--- BEGIN ---

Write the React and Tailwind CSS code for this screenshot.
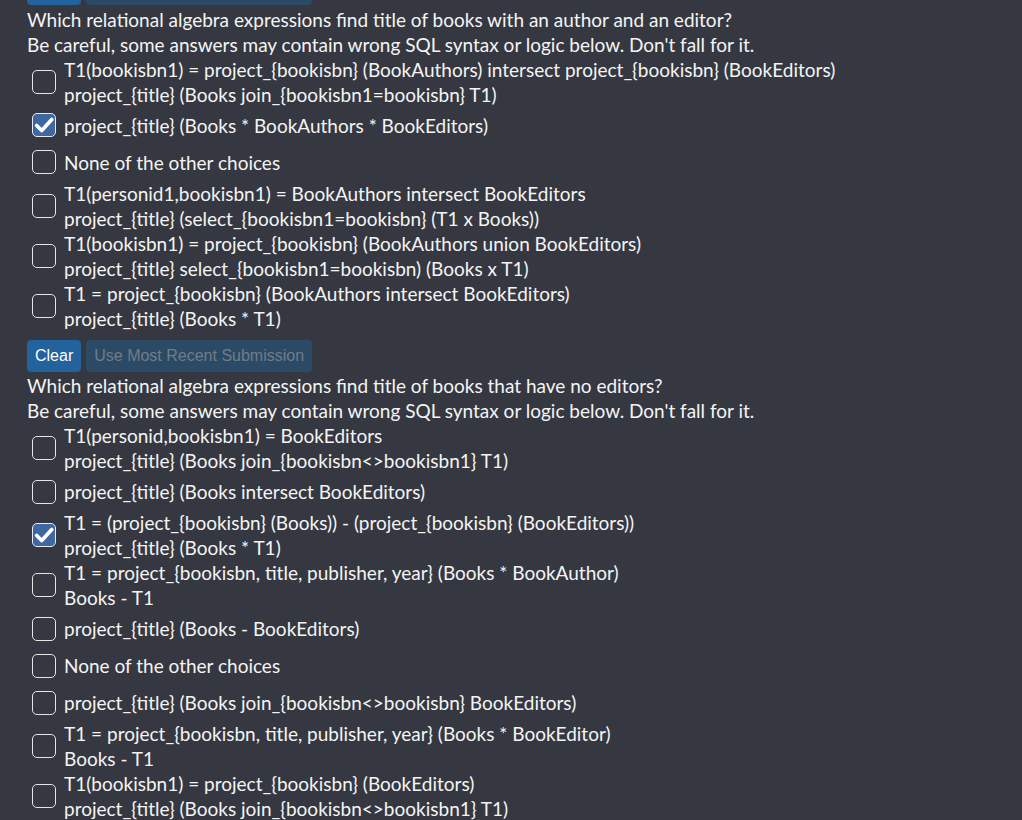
import React from "react";

const questions = [
  {
    prompt: "Which relational algebra expressions find title of books with an author and an editor?",
    options: [
      {
        lines: [
          "T1(bookisbn1) = project_{bookisbn} (BookAuthors) intersect project_{bookisbn} (BookEditors)",
          "project_{title} (Books join_{bookisbn1=bookisbn} T1)",
        ],
      },
      { lines: ["project_{title} (Books * BookAuthors * BookEditors)"], checked: true },
      { lines: ["None of the other choices"] },
      {
        lines: [
          "T1(personid1,bookisbn1) = BookAuthors intersect BookEditors",
          "project_{title} (select_{bookisbn1=bookisbn} (T1 x Books))",
        ],
      },
      {
        lines: [
          "T1(bookisbn1) = project_{bookisbn} (BookAuthors union BookEditors)",
          "project_{title} select_{bookisbn1=bookisbn) (Books x T1)",
        ],
      },
      {
        lines: [
          "T1 = project_{bookisbn} (BookAuthors intersect BookEditors)",
          "project_{title} (Books * T1)",
        ],
      },
    ],
  },
  {
    prompt: "Which relational algebra expressions find title of books that have no editors?",
    options: [
      {
        lines: [
          "T1(personid,bookisbn1) = BookEditors",
          "project_{title} (Books join_{bookisbn<>bookisbn1} T1)",
        ],
      },
      { lines: ["project_{title} (Books intersect BookEditors)"] },
      {
        lines: [
          "T1 = (project_{bookisbn} (Books)) - (project_{bookisbn} (BookEditors))",
          "project_{title} (Books * T1)",
        ],
        checked: true,
      },
      {
        lines: [
          "T1 = project_{bookisbn, title, publisher, year} (Books * BookAuthor)",
          "Books - T1",
        ],
      },
      { lines: ["project_{title} (Books - BookEditors)"] },
      { lines: ["None of the other choices"] },
      { lines: ["project_{title} (Books join_{bookisbn<>bookisbn} BookEditors)"] },
      {
        lines: [
          "T1 = project_{bookisbn, title, publisher, year} (Books * BookEditor)",
          "Books - T1",
        ],
      },
      {
        lines: [
          "T1(bookisbn1) = project_{bookisbn} (BookEditors)",
          "project_{title} (Books join_{bookisbn<>bookisbn1} T1)",
        ],
      },
    ],
  },
];

function Checkbox({ checked }) {
  if (checked) {
    return (
      <span className="flex h-6 w-6 shrink-0 items-center justify-center rounded-[5px] border-[1.5px] border-[#e8ecf4] bg-[#3f68a3]">
        <svg viewBox="0 0 24 24" className="h-[22px] w-[22px]">
          <path
            d="M4 12.5 L9.5 18 L20.5 6"
            fill="none"
            stroke="#ffffff"
            strokeWidth="4"
            strokeLinecap="round"
            strokeLinejoin="round"
          />
        </svg>
      </span>
    );
  }
  return <span className="block h-6 w-6 shrink-0 rounded-[5px] border-[1.5px] border-[#e6e6e6]" />;
}

function Buttons() {
  return (
    <div className="flex gap-[5px] font-['Liberation_Sans',Arial,sans-serif] text-[16px]">
      <button className="h-[32px] rounded-[4px] bg-[#22629d] px-2 text-white">Clear</button>
      <button disabled className="h-[32px] rounded-[4px] bg-[#2b4a66] px-2 text-[#727c86]">
        Use Most Recent Submission
      </button>
    </div>
  );
}

function Question({ q }) {
  return (
    <div className="mt-[1.5px]">
      <div className="leading-[25px]">
        <div>{q.prompt}</div>
        <div>Be careful, some answers may contain wrong SQL syntax or logic below. Don't fall for it.</div>
      </div>
      {q.options.map((opt, i) => (
        <div
          key={i}
          className={`flex items-center gap-2 pl-[5px] ${opt.lines.length > 1 ? "" : "min-h-[37px]"}`}
        >
          <Checkbox checked={opt.checked} />
          <div className="leading-[25px]">
            {opt.lines.map((l, j) => (
              <div key={j}>{l}</div>
            ))}
          </div>
        </div>
      ))}
    </div>
  );
}

export default function App() {
  return (
    <div className="h-[820px] overflow-hidden bg-[#353841] pl-[27px] font-['Lato','Noto_Sans',sans-serif] text-[19px] text-[#f4f4f4]">
      <div className="-mt-[27px]">
        <Buttons />
      </div>
      <Question q={questions[0]} />
      <div className="mt-[9px]">
        <Buttons />
      </div>
      <Question q={questions[1]} />
    </div>
  );
}
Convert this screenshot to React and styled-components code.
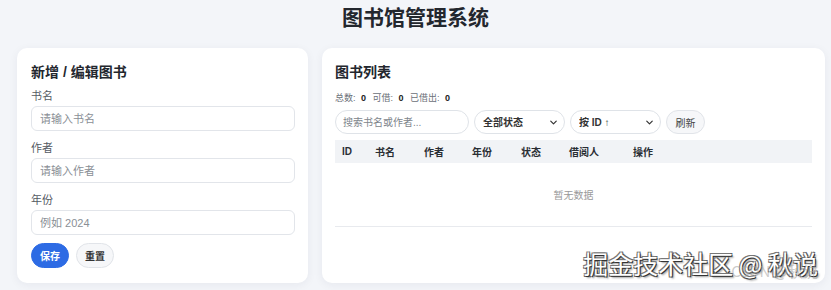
import React from 'react';
import styled, { createGlobalStyle } from 'styled-components';
import { ChevronDown } from 'lucide-react';

const GlobalStyle = createGlobalStyle`
  body {
    margin: 0;
    background: #f3f5f9;
    font-family: "Liberation Sans", "Noto Sans CJK SC", sans-serif;
    color: #222;
  }
`;

const columns = [
  { label: 'ID', width: 33 },
  { label: '书名', width: 49 },
  { label: '作者', width: 48 },
  { label: '年份', width: 49 },
  { label: '状态', width: 48 },
  { label: '借阅人', width: 64 },
  { label: '操作' },
];

export default function App() {
  return (
    <Page>
      <GlobalStyle />
      <Title>图书馆管理系统</Title>
      <Layout>
        <Card>
          <CardTitle>新增 / 编辑图书</CardTitle>
          <Fields>
            <Field>
              <Label>书名</Label>
              <Input placeholder="请输入书名" />
            </Field>
            <Field>
              <Label>作者</Label>
              <Input placeholder="请输入作者" />
            </Field>
            <Field>
              <Label>年份</Label>
              <Input placeholder="例如 2024" />
            </Field>
          </Fields>
          <Actions>
            <Button primary>保存</Button>
            <Button>重置</Button>
          </Actions>
        </Card>

        <Card list>
          <CardTitle>图书列表</CardTitle>
          <Stats>
            总数: <b>0</b> 可借: <b>0</b> 已借出: <b>0</b>
          </Stats>
          <Toolbar>
            <Search placeholder="搜索书名或作者..." />
            <SelectWrap>
              <Select defaultValue="all">
                <option value="all">全部状态</option>
              </Select>
              <Chevron size={11} strokeWidth={2.6} />
            </SelectWrap>
            <SelectWrap>
              <Select defaultValue="id">
                <option value="id">按 ID ↑</option>
              </Select>
              <Chevron size={11} strokeWidth={2.6} />
            </SelectWrap>
            <RefreshButton>刷新</RefreshButton>
          </Toolbar>
          <Table>
            <colgroup>
              {columns.map((c) => (
                <col key={c.label} style={c.width ? { width: c.width } : undefined} />
              ))}
            </colgroup>
            <thead>
              <tr>
                {columns.map((c) => (
                  <Th key={c.label}>{c.label}</Th>
                ))}
              </tr>
            </thead>
            <tbody>
              <tr>
                <Empty colSpan={columns.length}>暂无数据</Empty>
              </tr>
            </tbody>
          </Table>
        </Card>
      </Layout>
      <Watermark>
        掘金技术社区 @ 秋说
        <Sub>CSDN @秋说</Sub>
      </Watermark>
    </Page>
  );
}

const Page = styled.div`
  position: relative;
  width: 831px;
  height: 290px;
  overflow: hidden;
`;

const Title = styled.h1`
  margin: 0;
  padding-top: 4px;
  height: 44px;
  text-align: center;
  font-size: 21px;
  line-height: 28px;
  font-weight: 700;
  color: #23272e;
`;

const Layout = styled.div`
  display: grid;
  grid-template-columns: 291px 503px;
  gap: 14px;
  padding-left: 17px;
  align-items: stretch;
`;

const Card = styled.section`
  background: #fff;
  border-radius: 10px;
  box-shadow: 0 2px 10px rgba(30, 40, 60, 0.06);
  padding: 14px 13px 15px ${(p) => (p.list ? '13px' : '14px')};
`;

const CardTitle = styled.h2`
  margin: 0 0 6px;
  font-size: 14px;
  line-height: 20px;
  font-weight: 700;
  color: #23272e;
`;

const Fields = styled.div`
  display: flex;
  flex-direction: column;
  gap: 9px;
`;

const Field = styled.label`
  display: flex;
  flex-direction: column;
  gap: 2px;
`;

const Label = styled.span`
  font-size: 11px;
  line-height: 16px;
  color: #555b63;
`;

const Input = styled.input`
  box-sizing: border-box;
  height: 25px;
  width: 100%;
  border: 1px solid #e2e5ea;
  border-radius: 6px;
  padding: 0 8px;
  font: inherit;
  font-size: 11px;
  color: #333;
  outline: none;
  &::placeholder {
    color: #8a8f96;
  }
`;

const Actions = styled.div`
  display: flex;
  gap: 7px;
  margin-top: 8px;
`;

const Button = styled.button`
  height: 25px;
  width: 38px;
  padding: 0;
  border-radius: 13px;
  font: inherit;
  font-size: 10px;
  font-weight: 700;
  cursor: pointer;
  border: 1px solid ${(p) => (p.primary ? '#2d6be4' : '#e1e4e9')};
  background: ${(p) => (p.primary ? '#2d6be4' : '#f6f7f9')};
  color: ${(p) => (p.primary ? '#fff' : '#333')};
`;

const Stats = styled.div`
  font-size: 9px;
  line-height: 14px;
  color: #6b7078;
  margin-top: 9px;
  b {
    color: #222;
    margin: 0 4px 0 3px;
  }
`;

const Toolbar = styled.div`
  display: flex;
  gap: 5px;
  margin-top: 5px;
  align-items: center;
`;

const Search = styled.input`
  box-sizing: border-box;
  width: 134px;
  height: 24px;
  border: 1px solid #dfe3e8;
  border-radius: 12px;
  padding: 0 7px;
  font: inherit;
  font-size: 10px;
  outline: none;
  &::placeholder {
    color: #80858c;
  }
`;

const SelectWrap = styled.div`
  position: relative;
  width: 91px;
  height: 24px;
`;

const Select = styled.select`
  appearance: none;
  box-sizing: border-box;
  width: 100%;
  height: 100%;
  border: 1px solid #dfe3e8;
  border-radius: 12px;
  background: #fff;
  padding: 0 8px;
  font: inherit;
  font-size: 10px;
  font-weight: 700;
  color: #333;
  outline: none;
`;

const Chevron = styled(ChevronDown)`
  position: absolute;
  right: 6px;
  top: 7px;
  color: #333;
  pointer-events: none;
`;

const RefreshButton = styled.button`
  height: 24px;
  width: 39px;
  padding: 0;
  border: 1px solid #e1e4e9;
  border-radius: 12px;
  background: #f6f7f9;
  font: inherit;
  font-size: 10px;
  color: #444;
`;

const Table = styled.table`
  width: 477px;
  margin-top: 6px;
  border-collapse: collapse;
  table-layout: fixed;
  font-size: 10px;
`;

const Th = styled.th`
  background: #f1f3f6;
  height: 23px;
  padding: 0 0 0 7px;
  text-align: left;
  font-weight: 700;
  color: #2a2e34;
`;

const Empty = styled.td`
  height: 61px;
  text-align: center;
  color: #999;
  border-bottom: 1px solid #e8eaee;
`;

const Watermark = styled.div`
  position: absolute;
  right: 13px;
  top: 247px;
  font-family: "Noto Sans CJK SC", sans-serif;
  font-size: 25px;
  line-height: 32px;
  color: #fff;
  text-shadow: 1px 1px 0 #333, -1px -1px 0 #777, 1px -1px 0 #666, -1px 1px 0 #666, 2px 2px 2px rgba(0, 0, 0, 0.4);
  pointer-events: none;
`;

const Sub = styled.span`
  position: absolute;
  right: 0;
  top: 14px;
  font-size: 15px;
  line-height: 20px;
  color: rgba(160, 160, 160, 0.55);
  text-shadow: none;
`;
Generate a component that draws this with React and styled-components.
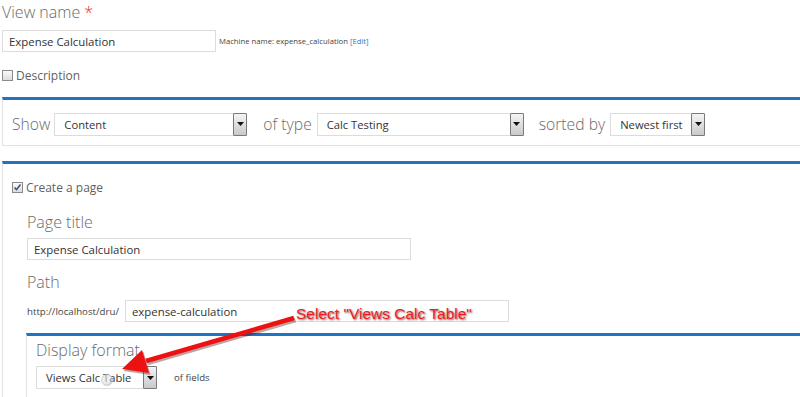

--- END ---

■ Goal
Determine how many lines of the material include the string "this". Output only that count.

■ Complete response
3